In auxiliary learning, the model learns a shared representation that can be used across multiple tasks. The shared representation can capture the commonalities between the tasks, and the auxiliary tasks can provide additional information to help the model better understand the primary task. By utilizing auxiliary learning, the model can leverage the knowledge learned from the related tasks to improve its performance on the target task. There are different approaches to incorporating auxiliary learning in transfer learning. One approach is to pre-train the model on a large corpus of data using an unsupervised learning approach (Kalyan et al., 2021). The pre-trained model can then be fine-tuned on the target task using a smaller labeled dataset. Another approach is to train the model on multiple related tasks simultaneously, with the goal of improving the performance of the primary task.

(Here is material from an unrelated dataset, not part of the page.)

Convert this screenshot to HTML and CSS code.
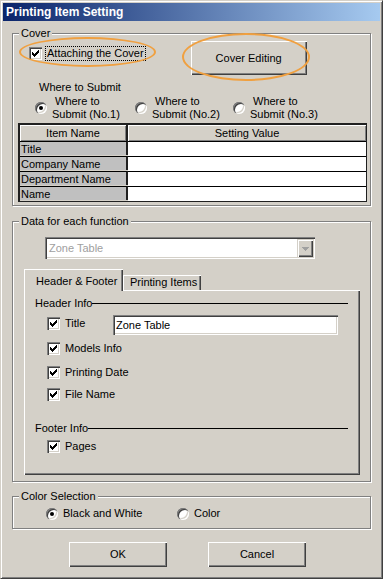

Several studies have shown the effectiveness of auxiliary learning in improving the performance of transfer learning. For example, in natural language processing, pretraining a language model on a large corpus of data using an unsupervised learning approach has been shown to improve performance on various downstream tasks such as sentiment analysis, named entity recognition, and question answering. Similarly, in computer vision, training a model on multiple related tasks such as object detection, image segmentation, and image classification simultaneously improves the performance of the primary task.
Background Information
There are several approaches that have been found to be effective in facilitating the selection of the most appropriate auxiliary task for the main task. First, gradient similarity for auxiliary losses is a relatively new approach that has gained attention in recent literature in the field of machine learning, specifically in the context of auxiliary learning. This approach involves measuring the similarity between the gradients of the primary task and the auxiliary tasks, with the goal of improving the performance of transfer learning models. In traditional auxiliary learning approaches, the primary task and the auxiliary tasks are trained simultaneously, and the gradients of all tasks are combined to update the model parameters (Du et al., 2021). However, this approach can lead to conflicting gradients, where the gradients of the auxiliary tasks can pull the model away from the optimal solution for the primary task. To address this issue, gradient similarity for auxiliary losses was proposed to ensure that the gradients of the auxiliary tasks are aligned with the gradients of the primary task.
Auxiliary modules in deep multi-task learning (dMTL) are additional layers or components added to a neural network architecture that can help improve the performance of multiple tasks simultaneously. These modules can be designed to extract relevant features, reduce noise, or regularize the training of the model across multiple tasks. Auxiliary modules can be added to any neural network architecture, including convolutional neural networks (CNNs), recurrent neural networks (RNNs), and transformer-based models (Thakur et al., 2022). The use of auxiliary modules in dMTL has been shown to be effective in improving the performance of the model on multiple tasks. One popular type of auxiliary module is the auxiliary classifier, which is a small neural network that is trained to classify the input data at an intermediate layer of the main network. The output of the auxiliary classifier is used as an auxiliary loss that is combined with the main loss to train the model. The idea behind the auxiliary classifier is to encourage the model to learn features that are relevant to multiple tasks simultaneously.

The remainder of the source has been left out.